**Instructions to follow:** Show each line from the listing that includes the word "with".

**Excerpted data:**
(begin)
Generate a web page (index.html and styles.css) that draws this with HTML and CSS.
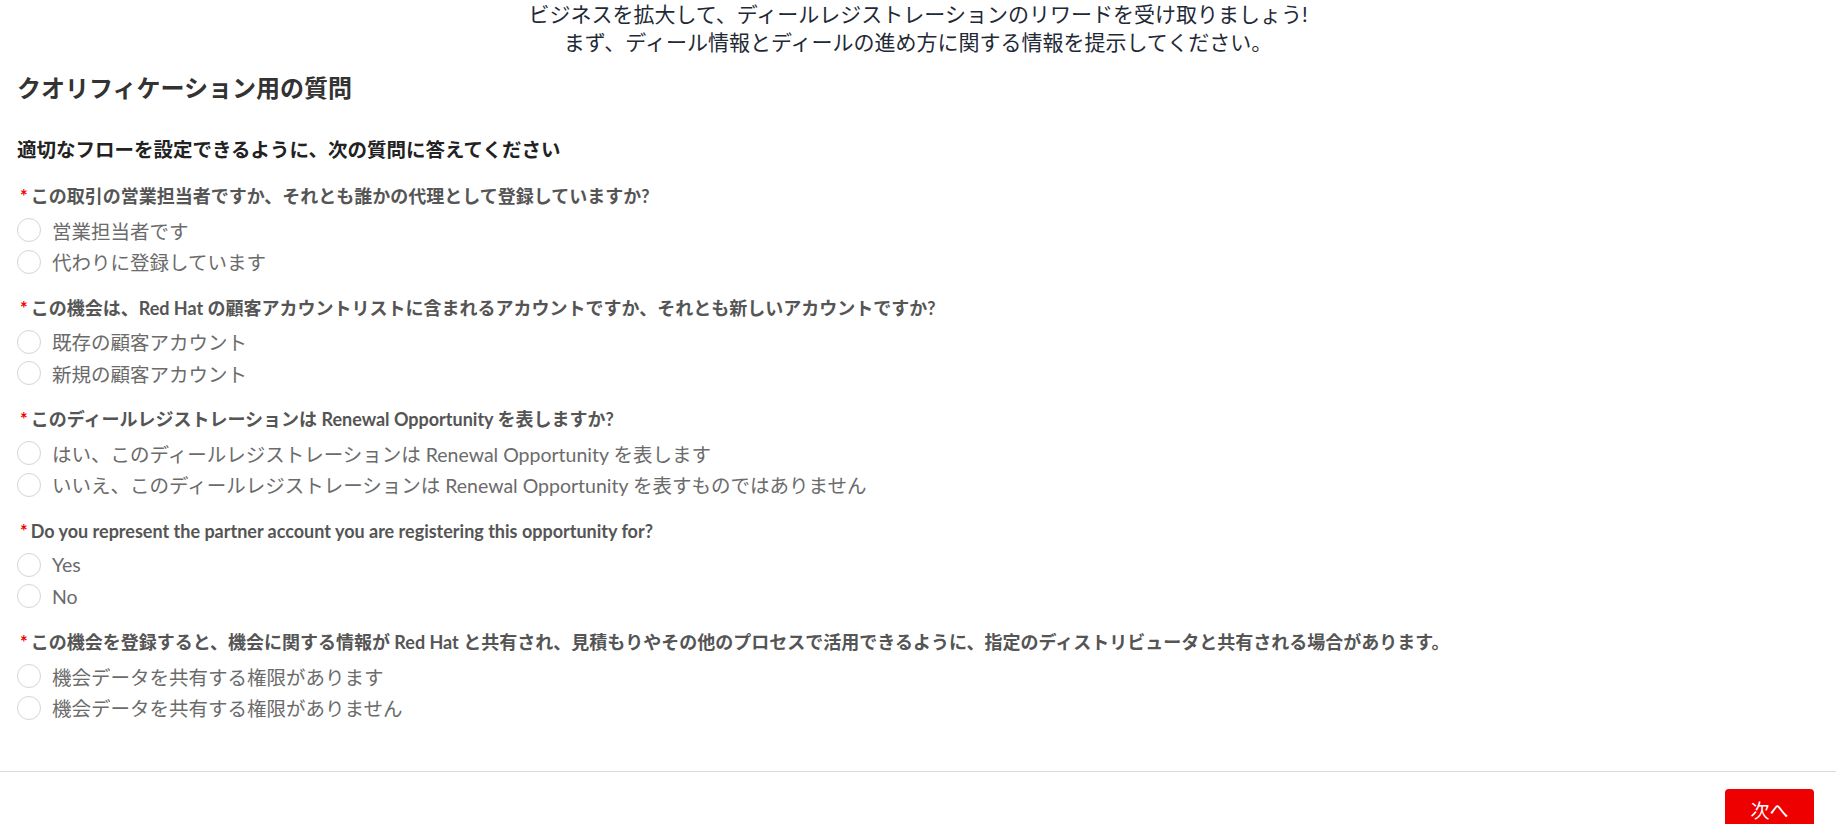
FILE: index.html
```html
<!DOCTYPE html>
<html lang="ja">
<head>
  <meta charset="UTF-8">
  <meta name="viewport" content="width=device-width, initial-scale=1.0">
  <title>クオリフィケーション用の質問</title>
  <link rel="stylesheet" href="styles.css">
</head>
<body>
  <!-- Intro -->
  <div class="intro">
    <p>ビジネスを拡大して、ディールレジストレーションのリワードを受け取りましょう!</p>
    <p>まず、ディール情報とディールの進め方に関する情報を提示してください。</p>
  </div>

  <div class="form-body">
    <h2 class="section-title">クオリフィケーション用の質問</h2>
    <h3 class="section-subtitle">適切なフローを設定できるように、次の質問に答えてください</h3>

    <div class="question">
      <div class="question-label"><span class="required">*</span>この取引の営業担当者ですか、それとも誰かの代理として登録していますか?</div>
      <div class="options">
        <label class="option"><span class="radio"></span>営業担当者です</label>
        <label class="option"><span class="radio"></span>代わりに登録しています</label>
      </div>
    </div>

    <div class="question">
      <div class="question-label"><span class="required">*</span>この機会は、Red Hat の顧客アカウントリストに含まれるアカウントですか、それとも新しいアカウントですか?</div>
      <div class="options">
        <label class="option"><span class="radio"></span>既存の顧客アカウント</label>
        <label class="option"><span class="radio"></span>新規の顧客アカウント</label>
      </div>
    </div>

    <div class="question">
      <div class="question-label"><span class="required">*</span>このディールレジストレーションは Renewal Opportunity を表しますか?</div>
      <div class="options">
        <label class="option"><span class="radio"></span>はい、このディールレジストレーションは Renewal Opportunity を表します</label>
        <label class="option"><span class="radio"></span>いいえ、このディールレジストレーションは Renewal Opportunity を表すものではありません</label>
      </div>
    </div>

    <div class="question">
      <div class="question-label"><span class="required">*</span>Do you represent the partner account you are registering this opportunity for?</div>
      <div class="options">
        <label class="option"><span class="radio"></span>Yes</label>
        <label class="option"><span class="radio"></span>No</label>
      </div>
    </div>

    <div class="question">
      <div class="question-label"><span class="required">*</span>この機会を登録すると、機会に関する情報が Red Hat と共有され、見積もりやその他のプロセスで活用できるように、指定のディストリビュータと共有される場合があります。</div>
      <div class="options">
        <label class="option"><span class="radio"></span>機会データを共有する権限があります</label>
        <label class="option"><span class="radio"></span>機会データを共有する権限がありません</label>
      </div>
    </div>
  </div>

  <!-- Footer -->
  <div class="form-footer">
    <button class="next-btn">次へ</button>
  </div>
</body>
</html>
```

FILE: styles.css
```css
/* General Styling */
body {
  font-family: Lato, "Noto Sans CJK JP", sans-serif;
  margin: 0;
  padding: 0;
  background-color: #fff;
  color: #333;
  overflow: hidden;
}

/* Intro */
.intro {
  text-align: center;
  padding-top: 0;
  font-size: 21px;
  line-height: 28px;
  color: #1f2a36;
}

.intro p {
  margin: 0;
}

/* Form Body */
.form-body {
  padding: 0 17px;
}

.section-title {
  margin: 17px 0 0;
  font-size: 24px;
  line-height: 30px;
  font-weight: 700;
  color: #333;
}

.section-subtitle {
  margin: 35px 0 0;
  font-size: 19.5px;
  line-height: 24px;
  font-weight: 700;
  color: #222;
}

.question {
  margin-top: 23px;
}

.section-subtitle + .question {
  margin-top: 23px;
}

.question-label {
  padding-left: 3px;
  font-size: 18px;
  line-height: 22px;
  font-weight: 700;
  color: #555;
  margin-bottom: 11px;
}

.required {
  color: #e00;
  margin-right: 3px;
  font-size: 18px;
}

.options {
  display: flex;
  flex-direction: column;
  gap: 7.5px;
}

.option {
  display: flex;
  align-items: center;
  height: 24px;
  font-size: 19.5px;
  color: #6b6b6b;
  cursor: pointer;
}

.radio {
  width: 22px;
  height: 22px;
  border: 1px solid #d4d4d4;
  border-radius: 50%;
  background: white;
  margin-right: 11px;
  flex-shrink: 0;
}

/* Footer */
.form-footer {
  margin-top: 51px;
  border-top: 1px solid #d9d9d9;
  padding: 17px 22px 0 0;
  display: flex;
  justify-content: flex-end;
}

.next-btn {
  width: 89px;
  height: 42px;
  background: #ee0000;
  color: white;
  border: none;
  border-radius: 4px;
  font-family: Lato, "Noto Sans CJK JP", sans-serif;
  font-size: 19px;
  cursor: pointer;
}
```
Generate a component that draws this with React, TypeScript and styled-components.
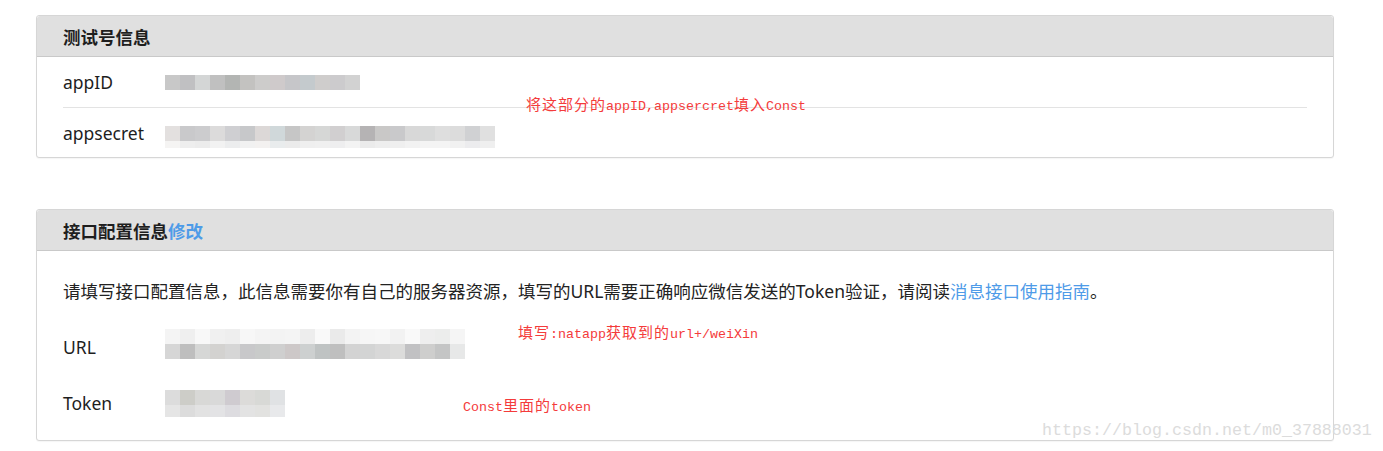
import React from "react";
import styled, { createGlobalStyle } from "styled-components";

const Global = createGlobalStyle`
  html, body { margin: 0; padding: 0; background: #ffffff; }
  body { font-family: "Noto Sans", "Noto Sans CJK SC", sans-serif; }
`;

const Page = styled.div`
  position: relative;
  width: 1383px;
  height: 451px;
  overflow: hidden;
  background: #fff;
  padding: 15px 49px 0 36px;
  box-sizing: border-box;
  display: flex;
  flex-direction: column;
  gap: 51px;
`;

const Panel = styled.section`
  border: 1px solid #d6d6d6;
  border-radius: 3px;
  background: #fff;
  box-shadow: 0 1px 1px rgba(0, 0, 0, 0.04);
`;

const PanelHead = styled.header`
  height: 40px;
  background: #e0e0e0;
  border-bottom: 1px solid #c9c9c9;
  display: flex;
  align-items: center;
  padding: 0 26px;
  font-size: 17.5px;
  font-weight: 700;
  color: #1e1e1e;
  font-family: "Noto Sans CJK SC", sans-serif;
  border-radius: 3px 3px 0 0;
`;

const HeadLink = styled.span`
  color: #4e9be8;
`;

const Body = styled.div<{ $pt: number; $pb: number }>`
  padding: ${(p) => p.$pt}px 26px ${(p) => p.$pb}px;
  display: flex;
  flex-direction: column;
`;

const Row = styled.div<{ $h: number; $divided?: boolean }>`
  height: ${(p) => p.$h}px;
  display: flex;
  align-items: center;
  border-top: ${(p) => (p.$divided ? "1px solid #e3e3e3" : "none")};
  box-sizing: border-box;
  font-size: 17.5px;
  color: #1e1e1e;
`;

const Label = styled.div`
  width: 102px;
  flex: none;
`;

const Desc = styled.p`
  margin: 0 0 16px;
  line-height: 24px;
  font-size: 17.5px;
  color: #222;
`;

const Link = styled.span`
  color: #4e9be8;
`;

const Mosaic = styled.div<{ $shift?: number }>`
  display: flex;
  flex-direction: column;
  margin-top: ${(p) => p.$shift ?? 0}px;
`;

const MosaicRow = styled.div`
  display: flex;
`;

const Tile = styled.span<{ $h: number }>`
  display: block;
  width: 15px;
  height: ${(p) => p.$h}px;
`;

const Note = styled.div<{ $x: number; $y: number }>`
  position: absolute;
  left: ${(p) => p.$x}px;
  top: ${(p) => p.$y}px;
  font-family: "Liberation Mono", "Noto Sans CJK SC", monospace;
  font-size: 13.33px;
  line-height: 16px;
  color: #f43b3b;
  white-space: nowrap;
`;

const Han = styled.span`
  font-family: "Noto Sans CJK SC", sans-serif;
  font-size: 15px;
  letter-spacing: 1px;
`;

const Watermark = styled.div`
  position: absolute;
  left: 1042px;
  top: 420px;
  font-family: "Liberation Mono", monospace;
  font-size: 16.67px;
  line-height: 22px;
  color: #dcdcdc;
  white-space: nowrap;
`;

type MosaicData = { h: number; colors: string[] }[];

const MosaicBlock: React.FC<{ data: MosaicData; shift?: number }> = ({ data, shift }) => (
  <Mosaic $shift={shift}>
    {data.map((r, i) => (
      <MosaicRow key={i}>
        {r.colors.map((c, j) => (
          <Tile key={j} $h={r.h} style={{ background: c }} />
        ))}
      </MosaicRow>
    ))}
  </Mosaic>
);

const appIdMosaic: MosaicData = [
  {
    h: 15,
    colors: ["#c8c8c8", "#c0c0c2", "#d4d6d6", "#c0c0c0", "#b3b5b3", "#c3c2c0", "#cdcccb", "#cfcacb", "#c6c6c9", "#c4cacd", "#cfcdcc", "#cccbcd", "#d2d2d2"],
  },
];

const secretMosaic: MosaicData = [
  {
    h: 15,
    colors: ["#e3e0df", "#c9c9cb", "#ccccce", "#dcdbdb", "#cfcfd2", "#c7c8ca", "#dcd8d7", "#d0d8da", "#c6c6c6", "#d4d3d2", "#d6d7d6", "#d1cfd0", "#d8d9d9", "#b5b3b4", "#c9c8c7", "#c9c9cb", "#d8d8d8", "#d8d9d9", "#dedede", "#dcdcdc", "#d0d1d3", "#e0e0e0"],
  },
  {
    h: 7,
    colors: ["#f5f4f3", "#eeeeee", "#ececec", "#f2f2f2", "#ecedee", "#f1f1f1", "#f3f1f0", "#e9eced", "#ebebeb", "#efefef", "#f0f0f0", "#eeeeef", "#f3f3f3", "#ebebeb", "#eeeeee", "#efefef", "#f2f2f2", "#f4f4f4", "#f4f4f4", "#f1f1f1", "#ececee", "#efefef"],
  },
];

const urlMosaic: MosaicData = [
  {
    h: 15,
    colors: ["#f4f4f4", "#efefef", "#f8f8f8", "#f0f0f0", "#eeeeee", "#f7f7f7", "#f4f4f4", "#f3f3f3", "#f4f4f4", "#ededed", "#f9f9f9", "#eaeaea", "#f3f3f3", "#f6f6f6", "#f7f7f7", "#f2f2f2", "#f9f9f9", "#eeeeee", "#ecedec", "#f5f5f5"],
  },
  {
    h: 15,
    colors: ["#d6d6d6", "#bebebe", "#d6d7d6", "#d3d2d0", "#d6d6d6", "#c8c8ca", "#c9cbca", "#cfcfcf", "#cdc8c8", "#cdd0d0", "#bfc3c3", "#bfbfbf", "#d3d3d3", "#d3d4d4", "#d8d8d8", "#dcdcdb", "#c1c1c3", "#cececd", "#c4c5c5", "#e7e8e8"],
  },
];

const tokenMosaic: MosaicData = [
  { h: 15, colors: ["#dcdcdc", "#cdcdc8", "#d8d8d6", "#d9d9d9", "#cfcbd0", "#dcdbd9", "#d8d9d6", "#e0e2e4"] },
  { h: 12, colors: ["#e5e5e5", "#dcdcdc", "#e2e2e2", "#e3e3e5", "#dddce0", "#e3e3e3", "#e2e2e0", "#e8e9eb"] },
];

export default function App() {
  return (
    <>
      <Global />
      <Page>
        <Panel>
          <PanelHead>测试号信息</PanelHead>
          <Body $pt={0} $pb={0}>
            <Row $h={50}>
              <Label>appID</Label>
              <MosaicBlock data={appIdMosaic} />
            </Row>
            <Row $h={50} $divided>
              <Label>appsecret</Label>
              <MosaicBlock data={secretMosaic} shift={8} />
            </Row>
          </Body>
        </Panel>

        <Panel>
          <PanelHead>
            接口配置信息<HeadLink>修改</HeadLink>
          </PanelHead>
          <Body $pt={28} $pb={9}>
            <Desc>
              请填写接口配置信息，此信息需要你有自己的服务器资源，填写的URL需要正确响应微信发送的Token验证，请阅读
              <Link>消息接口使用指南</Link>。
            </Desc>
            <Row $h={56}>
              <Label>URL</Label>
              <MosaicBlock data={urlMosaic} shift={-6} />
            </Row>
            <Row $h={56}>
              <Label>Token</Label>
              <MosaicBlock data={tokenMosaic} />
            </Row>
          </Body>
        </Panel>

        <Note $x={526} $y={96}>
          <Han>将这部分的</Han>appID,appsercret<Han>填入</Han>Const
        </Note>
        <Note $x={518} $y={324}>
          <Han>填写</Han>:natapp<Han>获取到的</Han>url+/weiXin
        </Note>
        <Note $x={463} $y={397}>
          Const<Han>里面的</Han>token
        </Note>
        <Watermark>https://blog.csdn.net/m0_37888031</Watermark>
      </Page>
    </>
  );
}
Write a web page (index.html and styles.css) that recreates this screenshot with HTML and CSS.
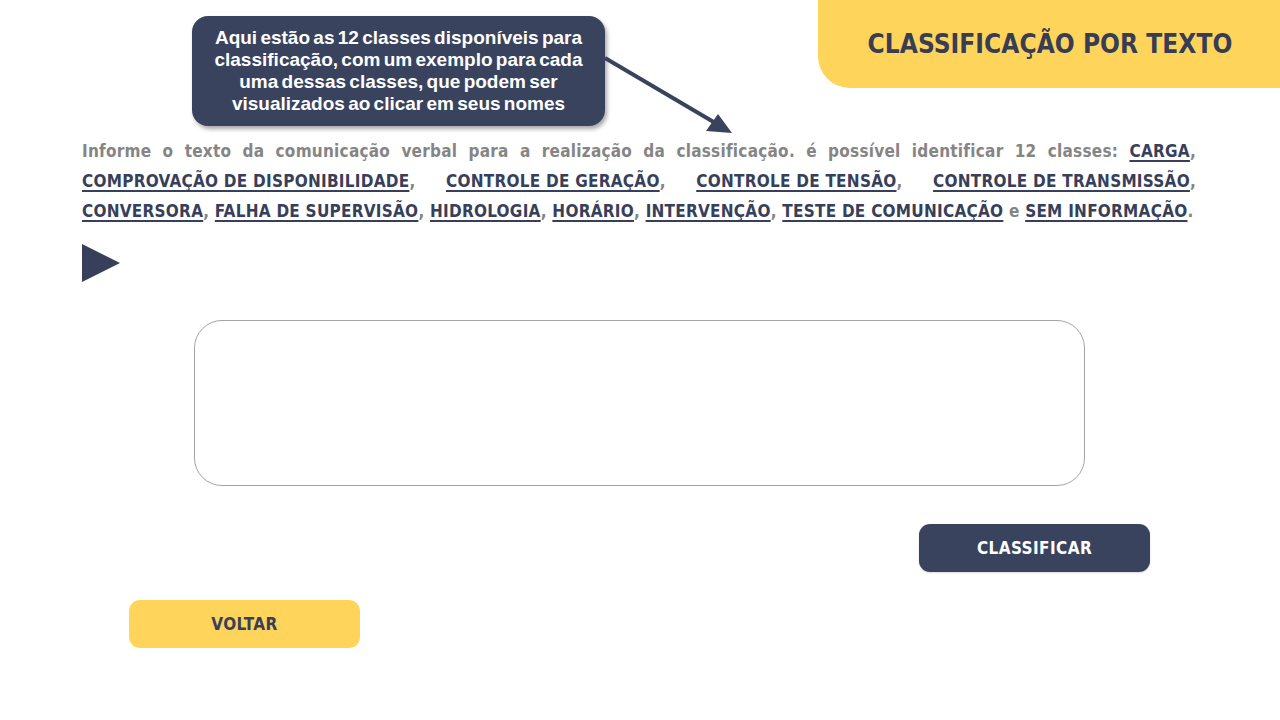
(end)
**Solution for this problem:**
Generate a web page (index.html and styles.css) that draws this with HTML and CSS.
Generate a component that draws this with React, TypeScript and styled-components.
Write a web page (index.html and styles.css) that recreates this screenshot with HTML and CSS.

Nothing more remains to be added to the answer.